* START SOURCE DATA *

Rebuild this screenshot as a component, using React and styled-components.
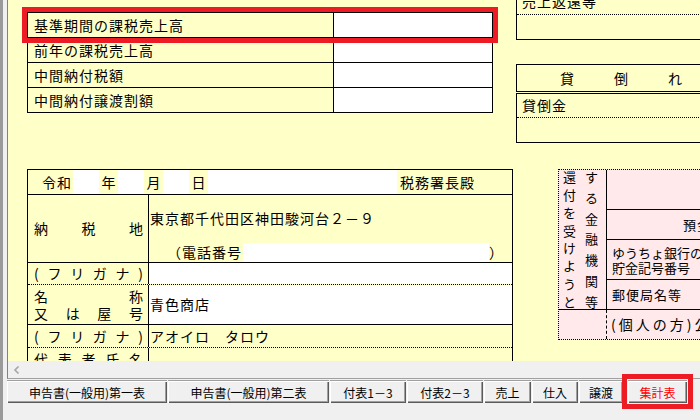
import styled, { createGlobalStyle } from 'styled-components';

const FONT = '"Noto Sans CJK JP", "Noto Sans", sans-serif';
const YELLOW = '#ffffc8';
const PINK = '#ffe9eb';

const GlobalStyle = createGlobalStyle`
  html, body { margin: 0; padding: 0; background: #f0f0f0; }
  * { box-sizing: border-box; }
`;

const Window = styled.div`
  display: flex;
  width: 700px;
  height: 420px;
  overflow: hidden;
  background: #f0f0f0;
  font-family: ${FONT};
  color: #000;
`;

const EdgeStrip = styled.div`
  flex: none;
  width: 3px;
  background: #9a9a9a;
`;

const Body = styled.div`
  flex: 1;
  min-width: 0;
  display: flex;
  flex-direction: column;
`;

const Frame = styled.div`
  flex: none;
  height: 379px;
  margin-left: 4px;
  border-left: 1px solid #828282;
  border-bottom: 1px solid #a0a0a0;
  display: flex;
  flex-direction: column;
`;

const Sheet = styled.div`
  flex: none;
  height: 361px;
  background: ${YELLOW};
  overflow: hidden;
  display: flex;
  align-items: flex-start;
  font-size: 14px;
  letter-spacing: 1px;
  line-height: 17px;
`;

const HScroll = styled.div`
  flex: none;
  height: 17px;
  padding-left: 5px;
  display: flex;
  align-items: center;
  background: #f0f0f0;
`;

/* ---------- left column ---------- */

const LeftCol = styled.div`
  flex: none;
  width: 486px;
  margin-left: 19px;
`;

const TopTable = styled.div`
  margin-top: 12px;
  width: 466px;
  border: 1px solid #000;
`;

const TopRow = styled.div`
  display: flex;
  height: 24px;
  & + & {
    height: 25px;
    border-top: 1px solid #000;
  }
  ${p => p.$marked && `
    position: relative;
    z-index: 1;
    outline: 5px solid #ed1c24;
    outline-offset: 1px;
  `}
`;

const TopLabel = styled.div`
  flex: none;
  width: 306px;
  padding-left: 6px;
  border-right: 1px solid #000;
  display: flex;
  align-items: center;
`;

const WhiteCell = styled.div`
  flex: ${p => (p.$w ? 'none' : 1)};
  width: ${p => (p.$w ? `${p.$w}px` : 'auto')};
  background: #fff;
`;

const LowerTable = styled.div`
  margin-top: 56px;
  width: 486px;
  border: 1px solid #000;
  border-bottom: none;
`;

const FormRow = styled.div`
  display: flex;
  height: ${p => p.$h}px;
  border-top: ${p => (p.$line ? `1px ${p.$line} #000` : 'none')};
`;

const DateCell = styled.div`
  flex: none;
  width: ${p => p.$w}px;
  padding-left: ${p => p.$pad || 0}px;
  display: flex;
  align-items: center;
  justify-content: ${p => (p.$pad != null ? 'flex-start' : 'center')};
  letter-spacing: ${p => (p.$pad != null ? '1px' : '0')};
`;

const FormLabel = styled.div`
  flex: none;
  width: 121px;
  padding: ${p => (p.$top ? '3px' : '0')} 5px 0 6px;
  border-right: 1px solid #000;
  display: flex;
  flex-direction: column;
  justify-content: ${p => (p.$top ? 'flex-start' : 'center')};
`;

const Spread = styled.div`
  display: flex;
  justify-content: space-between;
  line-height: 17px;
  letter-spacing: 0;
`;

const FormValue = styled.div`
  flex: 1;
  min-width: 0;
  padding-left: 1px;
  background: ${p => (p.$white ? '#fff' : 'transparent')};
  display: flex;
  flex-direction: column;
  justify-content: center;
  white-space: nowrap;
`;

const AddressLine = styled.div`
  padding-top: 15px;
  line-height: 16px;
`;

const PhoneLine = styled.div`
  margin-top: auto;
  height: 19px;
  display: flex;
  align-items: center;
`;

const PhoneLabel = styled.span`
  padding-left: 17px;
  width: 93px;
`;

const PhoneInput = styled.div`
  align-self: stretch;
  width: 246px;
  background: #fff;
`;

/* ---------- right column ---------- */

const RightCol = styled.div`
  flex: none;
  width: 300px;
  margin-left: 3px;
  margin-top: -12px;
  display: flex;
  flex-direction: column;
`;

const Box = styled.div`
  margin-top: ${p => p.$mt || 0}px;
  border: 1px solid #000;
`;

const BoxRow = styled.div`
  height: ${p => p.$h}px;
  padding-left: ${p => p.$pad ?? 5}px;
  border-top: ${p => (p.$dotted ? '1px dotted #000' : 'none')};
  display: flex;
  align-items: center;
  gap: ${p => p.$gap || 0}px;
`;

const PinkBox = styled.div`
  margin: 26px 0 0 42px;
  width: 200px;
  height: 171px;
  border: 1px dotted #000;
  border-right: none;
  background: ${PINK};
  font-size: 13px;
  letter-spacing: 1px;
  display: flex;
  flex-direction: column;
`;

const PinkUpper = styled.div`
  flex: none;
  height: 140px;
  border-bottom: 1px solid #000;
  display: flex;
`;

const VerticalCell = styled.div`
  flex: none;
  width: 48px;
  padding-left: 4px;
  border-right: 1px ${p => p.$dashed ? 'dashed' : 'solid'} #000;
  display: flex;
  gap: 8px;
`;

const VerticalText = styled.div`
  width: 14px;
  display: flex;
  flex-direction: column;
  justify-content: space-between;
  line-height: 14px;
  letter-spacing: 0;
`;

const PinkRows = styled.div`
  flex: 1;
  display: flex;
  flex-direction: column;
`;

const PinkRow = styled.div`
  flex: ${p => (p.$h ? 'none' : 1)};
  height: ${p => (p.$h ? `${p.$h}px` : 'auto')};
  padding-left: ${p => p.$pad ?? 5}px;
  border-bottom: ${p => (p.$h ? '1px solid #000' : 'none')};
  display: flex;
  flex-direction: column;
  justify-content: center;
  line-height: 15px;
  letter-spacing: ${p => (p.$tight ? '0' : '1px')};
  white-space: nowrap;
`;

const PinkLower = styled.div`
  flex: 1;
  display: flex;
`;

const NoteText = styled.div`
  padding-left: 4px;
  display: flex;
  align-items: center;
  letter-spacing: 3px;
  font-size: 14px;
  white-space: nowrap;
`;

/* ---------- tabs ---------- */

const TabBar = styled.div`
  display: flex;
  gap: 1px;
  padding: 1px 0 0 4px;
`;

const Tab = styled.button`
  flex: none;
  width: ${p => p.$w}px;
  height: 23px;
  margin-left: ${p => p.$gap || 0}px;
  padding: 0;
  border: none;
  border-top: 1px solid #a0a0a0;
  background: #f0f0f0;
  box-shadow: inset 1px 0 #ffffff, inset 0 1px #ffffff, inset -1px -1px #5a5a5a, inset -2px -2px #a0a0a0;
  font-family: ${FONT};
  font-size: 12px;
  color: ${p => (p.$active ? '#ff0000' : '#000')};
  outline: ${p => (p.$active ? '5px solid #ed1c24' : 'none')};
  outline-offset: 1px;
  white-space: nowrap;
`;

const tabs = [
  { label: '申告書(一般用)第一表', w: 160 },
  { label: '申告書(一般用)第二表', w: 161 },
  { label: '付表1－3', w: 76 },
  { label: '付表2－3', w: 76 },
  { label: '売上', w: 47 },
  { label: '仕入', w: 46 },
  { label: '譲渡', w: 44 },
  { label: '集計表', w: 59, active: true, gap: 4 },
];

const topRows = ['基準期間の課税売上高', '前年の課税売上高', '中間納付税額', '中間納付譲渡割額'];

const spread = text => text.split('').map((c, i) => <span key={i}>{c}</span>);

export default function App() {
  return (
    <Window>
      <GlobalStyle />
      <EdgeStrip />
      <Body>
        <Frame>
          <Sheet>
            <LeftCol>
              <TopTable>
                {topRows.map((label, i) => (
                  <TopRow key={label} $marked={i === 0}>
                    <TopLabel>{label}</TopLabel>
                    <WhiteCell />
                  </TopRow>
                ))}
              </TopTable>

              <LowerTable>
                <FormRow $h={24}>
                  <DateCell $w={45} $pad={14}>令和</DateCell>
                  <WhiteCell $w={26} />
                  <DateCell $w={19}>年</DateCell>
                  <WhiteCell $w={26} />
                  <DateCell $w={19}>月</DateCell>
                  <WhiteCell $w={26} />
                  <DateCell $w={19}>日</DateCell>
                  <WhiteCell />
                  <DateCell $w={115} $pad={3}>税務署長殿</DateCell>
                </FormRow>

                <FormRow $h={68} $line="solid">
                  <FormLabel>
                    <Spread>{spread('納税地')}</Spread>
                  </FormLabel>
                  <FormValue>
                    <AddressLine>東京都千代田区神田駿河台２－９</AddressLine>
                    <PhoneLine>
                      <PhoneLabel>（電話番号</PhoneLabel>
                      <PhoneInput />
                      <span>）</span>
                    </PhoneLine>
                  </FormValue>
                </FormRow>

                <FormRow $h={22} $line="solid">
                  <FormLabel>
                    <Spread>{spread('(フリガナ)')}</Spread>
                  </FormLabel>
                  <FormValue $white />
                </FormRow>

                <FormRow $h={40} $line="dotted">
                  <FormLabel>
                    <Spread>{spread('名称')}</Spread>
                    <Spread>{spread('又は屋号')}</Spread>
                  </FormLabel>
                  <FormValue $white>青色商店</FormValue>
                </FormRow>

                <FormRow $h={23} $line="solid">
                  <FormLabel>
                    <Spread>{spread('(フリガナ)')}</Spread>
                  </FormLabel>
                  <FormValue>アオイロ　タロウ</FormValue>
                </FormRow>

                <FormRow $h={30} $line="dotted">
                  <FormLabel $top>
                    <Spread>{spread('代表者氏名')}</Spread>
                  </FormLabel>
                  <FormValue />
                </FormRow>
              </LowerTable>
            </LeftCol>

            <RightCol>
              <Box>
                <BoxRow $h={25}>売上返還等</BoxRow>
                <BoxRow $h={25} $dotted />
              </Box>

              <Box $mt={24}>
                <BoxRow $h={26} $pad={43} $gap={39}>
                  <span>貸</span>
                  <span>倒</span>
                  <span>れ</span>
                </BoxRow>
              </Box>

              <Box $mt={1}>
                <BoxRow $h={23}>貸倒金</BoxRow>
                <BoxRow $h={25} $dotted />
              </Box>

              <PinkBox>
                <PinkUpper>
                  <VerticalCell>
                    <VerticalText>{spread('還付を受けようと')}</VerticalText>
                    <VerticalText>{spread('する金融機関等')}</VerticalText>
                  </VerticalCell>
                  <PinkRows>
                    <PinkRow $h={40} />
                    <PinkRow $h={30} $pad={76}>預金口座番号</PinkRow>
                    <PinkRow $h={40} $tight>
                      <div>ゆうちょ銀行の</div>
                      <div>貯金記号番号</div>
                    </PinkRow>
                    <PinkRow>郵便局名等</PinkRow>
                  </PinkRows>
                </PinkUpper>
                <PinkLower>
                  <VerticalCell $dashed />
                  <NoteText>(個人の方)公金受取口座の利用</NoteText>
                </PinkLower>
              </PinkBox>
            </RightCol>
          </Sheet>

          <HScroll>
            <svg width="8" height="8" viewBox="0 0 8 8">
              <polyline points="5.5,0.5 2,4 5.5,7.5" fill="none" stroke="#a6a6a6" strokeWidth="1.6" />
            </svg>
          </HScroll>
        </Frame>

        <TabBar>
          {tabs.map(t => (
            <Tab key={t.label} $w={t.w} $gap={t.gap} $active={t.active}>
              {t.label}
            </Tab>
          ))}
        </TabBar>
      </Body>
    </Window>
  );
}
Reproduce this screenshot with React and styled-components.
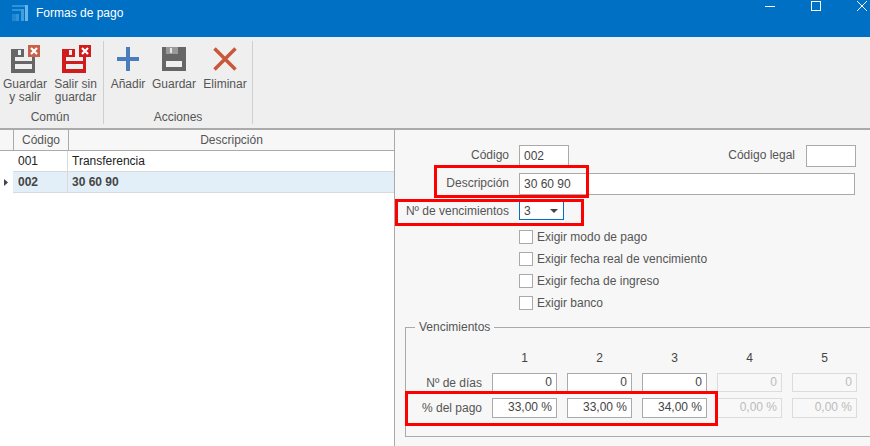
import React from "react";
import styled, { createGlobalStyle } from "styled-components";

const GlobalStyle = createGlobalStyle`
  html, body {
    margin: 0;
    padding: 0;
    overflow: hidden;
  }
  body {
    font-family: "Liberation Sans", Arial, sans-serif;
    font-size: 12px;
    color: #444;
  }
`;

const Page = styled.div`
  position: relative;
  width: 870px;
  height: 446px;
  display: flex;
  flex-direction: column;
  overflow: hidden;
`;

const TitleBar = styled.div`
  height: 37px;
  flex: none;
  display: flex;
  align-items: flex-start;
  background: #0070c4;
  color: #fff;
`;

const AppIcon = styled.svg`
  margin: 5px 0 0 12px;
  flex: none;
`;

const TitleText = styled.div`
  margin: 6px 0 0 8px;
  flex: 1;
  line-height: 14px;
`;

const WinIcon = styled.svg`
  flex: none;
  display: block;
  margin-right: ${({ $mr }) => $mr}px;
`;

const Ribbon = styled.div`
  height: 91px;
  flex: none;
  display: flex;
  align-items: stretch;
  background: #efefef;
  border-bottom: 2px solid #aaa;
`;

const Group = styled.div`
  width: ${({ $w }) => $w}px;
  margin-top: 4px;
  margin-bottom: 4px;
  border-right: 1px solid #cfcfcf;
  display: flex;
  flex-direction: column;
  box-sizing: border-box;
`;

const GroupButtons = styled.div`
  flex: 1;
  display: flex;
`;

const GroupLabel = styled.div`
  height: 14px;
  line-height: 14px;
  text-align: center;
  color: #555;
  padding-right: ${({ $pr }) => $pr || 0}px;
`;

const RibbonButton = styled.div`
  width: ${({ $w }) => $w}px;
  flex: none;
  display: flex;
  flex-direction: column;
  align-items: center;
  padding-top: 4px;
  text-align: center;
  line-height: 12.5px;
  color: #555;
`;

const ButtonIcon = styled.svg`
  display: block;
  margin-bottom: 5px;
  margin-left: ${({ $ml }) => $ml || 0}px;
`;

const Body = styled.div`
  flex: 1;
  display: flex;
  min-height: 0;
`;

const GridPane = styled.div`
  width: 395px;
  flex: none;
  box-sizing: border-box;
  background: #fff;
  border-right: 1px solid #aaa;
`;

const GridRow = styled.div`
  display: grid;
  grid-template-columns: 13px 55px 1fr;
  height: 21px;
  box-sizing: border-box;
  background: ${({ $head }) => ($head ? "#f7f7f7" : "#fff")};
  border-bottom: ${({ $head }) => ($head ? "1px solid #aaa" : "none")};
`;

const Selector = styled.div`
  display: flex;
  align-items: center;
  padding-left: 4px;
`;

const HeadCell = styled.div`
  border-left: 1px solid #aaa;
  text-align: center;
  line-height: 20px;
  color: #555;
`;

const Cell = styled.div`
  padding-left: ${({ $first }) => ($first ? 5 : 4)}px;
  border-right: ${({ $first }) => ($first ? "1px solid #d9d9d9" : "none")};
  border-bottom: 1px solid #d9d9d9;
  background: ${({ $selected }) => ($selected ? "#e3eff8" : "#fff")};
  font-weight: ${({ $selected }) => ($selected ? 700 : 400)};
  color: ${({ $selected }) => ($selected ? "#444" : "#222")};
  line-height: 20px;
`;

const FormPane = styled.div`
  flex: 1;
  min-width: 0;
  background: #f7f7f7;
  padding-top: 15px;
  display: flex;
  flex-direction: column;
`;

const FormRow = styled.div`
  display: flex;
  align-items: center;
  height: ${({ $h }) => $h || 22}px;
  margin-bottom: ${({ $mb }) => $mb}px;
`;

const Label = styled.label`
  width: 114px;
  flex: none;
  text-align: right;
  color: #555;
  margin-right: 10px;
  padding-bottom: ${({ $pb }) => $pb || 0}px;
`;

const TextBox = styled.div`
  width: ${({ $w }) => $w}px;
  height: 22px;
  flex: none;
  box-sizing: border-box;
  background: #fff;
  border: 1px solid #aaa;
  margin-right: ${({ $mr }) => $mr || 0}px;
  padding-left: 4px;
  line-height: 21px;
  color: #444;
`;

const LegalLabel = styled.label`
  margin-left: auto;
  margin-right: 11px;
  color: #555;
  padding-bottom: 2px;
`;

const Combo = styled.div`
  width: 45px;
  height: 19px;
  box-sizing: border-box;
  background: #fff;
  border: 1px solid #0070c4;
  padding: 0 5px 0 4px;
  display: flex;
  align-items: center;
  justify-content: space-between;
  color: #444;
`;

const ComboArrow = styled.span`
  width: 0;
  height: 0;
  border-left: 4px solid transparent;
  border-right: 4px solid transparent;
  border-top: 4px solid #444;
`;

const CheckList = styled.div`
  display: flex;
  flex-direction: column;
  gap: 8px;
  padding-left: 124px;
  margin-top: 10px;
`;

const CheckRow = styled.div`
  display: flex;
  align-items: center;
  height: 14px;
  color: #555;
`;

const CheckBox = styled.span`
  width: 14px;
  height: 14px;
  box-sizing: border-box;
  flex: none;
  background: #fff;
  border: 1px solid #aaa;
  margin-right: 4px;
`;

const DueFieldset = styled.fieldset`
  margin: 10px -2px 0 10px;
  padding: 0;
  height: 117px;
  box-sizing: border-box;
  border: 1px solid #aaa;
  min-width: 0;

  legend {
    margin-left: 9px;
    padding: 0 4px;
    color: #555;
    line-height: 14px;
  }
`;

const DueGrid = styled.div`
  display: grid;
  grid-template-columns: 76px repeat(5, 65px);
  column-gap: 10px;
  grid-template-rows: 18px 19px 20px;
  row-gap: 6px;
  margin-top: 15px;
  align-items: center;
`;

const ColHead = styled.div`
  text-align: center;
  color: #444;
  line-height: 18px;
`;

const RowHead = styled.div`
  text-align: right;
  color: #555;
`;

const NumBox = styled.div`
  height: 100%;
  box-sizing: border-box;
  background: ${({ $off }) => ($off ? "#f8f8f8" : "#fff")};
  border: 1px solid ${({ $off }) => ($off ? "#dcdcdc" : "#aaa")};
  color: ${({ $off }) => ($off ? "#bbb" : "#444")};
  text-align: right;
  padding-right: 4px;
  line-height: 17px;
`;

const Callout = styled.div`
  position: absolute;
  left: ${({ $x }) => $x}px;
  top: ${({ $y }) => $y}px;
  width: ${({ $w }) => $w}px;
  height: ${({ $h }) => $h}px;
  box-sizing: border-box;
  border: 3px solid #f00;
  pointer-events: none;
`;

function BadgeSave({ color, badgeColor, shift }) {
  return (
    <ButtonIcon $ml={shift} width="30" height="28" viewBox="0 0 30 28">
      <path
        fill={color}
        fillRule="evenodd"
        d="M1 4H14V12H5V16H22V12H25V28H1ZM5 19H22V24H5ZM8 5H11V10H8Z"
      />
      <rect x="18" y="0" width="12" height="12" fill={badgeColor} />
      <path d="M21 3L27 9M27 3L21 9" stroke="#fff" strokeWidth="2.200" />
    </ButtonIcon>
  );
}

function SaveIcon() {
  return (
    <ButtonIcon width="24" height="28" viewBox="0 0 24 28">
      <path fill="#666" fillRule="evenodd" d="M0 2H24V26H0ZM4 16H20V22H4Z" />
      <rect x="4" y="2" width="12" height="7" fill="#999" />
      <rect x="8" y="3" width="2" height="5" fill="#e6e6e6" />
    </ButtonIcon>
  );
}

const checks = [
  "Exigir modo de pago",
  "Exigir fecha real de vencimiento",
  "Exigir fecha de ingreso",
  "Exigir banco",
];

const columns = [
  { day: "0", pct: "33,00 %" },
  { day: "0", pct: "33,00 %" },
  { day: "0", pct: "34,00 %" },
  { day: "0", pct: "0,00 %", off: true },
  { day: "0", pct: "0,00 %", off: true },
];

function App() {
  return (
    <Page>
      <GlobalStyle />
      <TitleBar>
        <AppIcon width="16" height="16" viewBox="0 0 16 16">
          <rect x="0" y="0" width="13" height="2" fill="#2f93d8" />
          <rect x="0" y="4" width="9" height="2" fill="#2f93d8" />
          <rect x="0" y="9" width="4" height="7" fill="#1f86cf" />
          <rect x="4" y="9" width="3" height="7" fill="#2f93d8" />
          <rect x="9" y="4" width="3" height="12" fill="#3f9fdd" />
          <rect x="13" y="0" width="3" height="16" fill="#6bb5e6" />
        </AppIcon>
        <TitleText>Formas de pago</TitleText>
        <WinIcon $mr={36} width="10" height="12" viewBox="0 0 10 12">
          <path d="M0 6.500H10" stroke="#fff" />
        </WinIcon>
        <WinIcon $mr={36} width="10" height="12" viewBox="0 0 10 12">
          <rect x="0.500" y="1.500" width="9" height="9" fill="none" stroke="#fff" />
        </WinIcon>
        <WinIcon $mr={3} width="10" height="12" viewBox="0 0 10 12">
          <path d="M0 1L10 11M10 1L0 11" stroke="#fff" />
        </WinIcon>
      </TitleBar>

      <Ribbon>
        <Group $w={104}>
          <GroupButtons>
            <RibbonButton $w={50}>
              <BadgeSave color="#666" badgeColor="#c8604a" />
              Guardar
              <br />y salir
            </RibbonButton>
            <RibbonButton $w={51}>
              <BadgeSave color="#d01c1c" badgeColor="#d01c1c" shift={1} />
              Salir sin
              <br />
              guardar
            </RibbonButton>
          </GroupButtons>
          <GroupLabel $pr={3}>Común</GroupLabel>
        </Group>
        <Group $w={149}>
          <GroupButtons>
            <RibbonButton $w={48}>
              <ButtonIcon width="24" height="28" viewBox="0 0 24 28">
                <path d="M12 2V26M1 14H23" stroke="#4a7ebb" strokeWidth="4" fill="none" />
              </ButtonIcon>
              Añadir
            </RibbonButton>
            <RibbonButton $w={44}>
              <SaveIcon />
              Guardar
            </RibbonButton>
            <RibbonButton $w={58}>
              <ButtonIcon width="24" height="28" viewBox="0 0 24 28">
                <path d="M1.500 3.500L22.500 24.500M22.500 3.500L1.500 24.500" stroke="#c8583a" strokeWidth="3.500" fill="none" />
              </ButtonIcon>
              Eliminar
            </RibbonButton>
          </GroupButtons>
          <GroupLabel>Acciones</GroupLabel>
        </Group>
      </Ribbon>

      <Body>
        <GridPane>
          <GridRow $head>
            <Selector />
            <HeadCell>Código</HeadCell>
            <HeadCell>Descripción</HeadCell>
          </GridRow>
          <GridRow>
            <Selector />
            <Cell $first>001</Cell>
            <Cell>Transferencia</Cell>
          </GridRow>
          <GridRow>
            <Selector>
              <svg width="4" height="7" viewBox="0 0 4 7">
                <path d="M0 0L4 3.500L0 7Z" fill="#444" />
              </svg>
            </Selector>
            <Cell $first $selected>
              002
            </Cell>
            <Cell $selected>30 60 90</Cell>
          </GridRow>
        </GridPane>

        <FormPane>
          <FormRow $mb={6}>
            <Label $pb={2}>Código</Label>
            <TextBox $w={50}>002</TextBox>
            <LegalLabel>Código legal</LegalLabel>
            <TextBox $w={50} $mr={14} />
          </FormRow>
          <FormRow $mb={6}>
            <Label $pb={2}>Descripción</Label>
            <TextBox $w={336}>30 60 90</TextBox>
          </FormRow>
          <FormRow $mb={0} $h={19}>
            <Label>Nº de vencimientos</Label>
            <Combo>
              3
              <ComboArrow />
            </Combo>
          </FormRow>
          <CheckList>
            {checks.map((text) => (
              <CheckRow key={text}>
                <CheckBox />
                {text}
              </CheckRow>
            ))}
          </CheckList>
          <DueFieldset>
            <legend>Vencimientos</legend>
            <DueGrid>
              <span />
              {columns.map((col, i) => (
                <ColHead key={i}>{i + 1}</ColHead>
              ))}
              <RowHead>Nº de días</RowHead>
              {columns.map((col, i) => (
                <NumBox key={i} $off={col.off}>
                  {col.day}
                </NumBox>
              ))}
              <RowHead>% del pago</RowHead>
              {columns.map((col, i) => (
                <NumBox key={i} $off={col.off}>
                  {col.pct}
                </NumBox>
              ))}
            </DueGrid>
          </DueFieldset>
        </FormPane>
      </Body>

      <Callout $x={434} $y={165} $w={155} $h={33} />
      <Callout $x={395} $y={199} $w={189} $h={27} />
      <Callout $x={405} $y={391} $w={313} $h={35} />
    </Page>
  );
}

export default App;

* END SOURCE DATA *

Your answer should be a single number: how many lines of the material contain the word "React".

#### TASK SOLUTION
3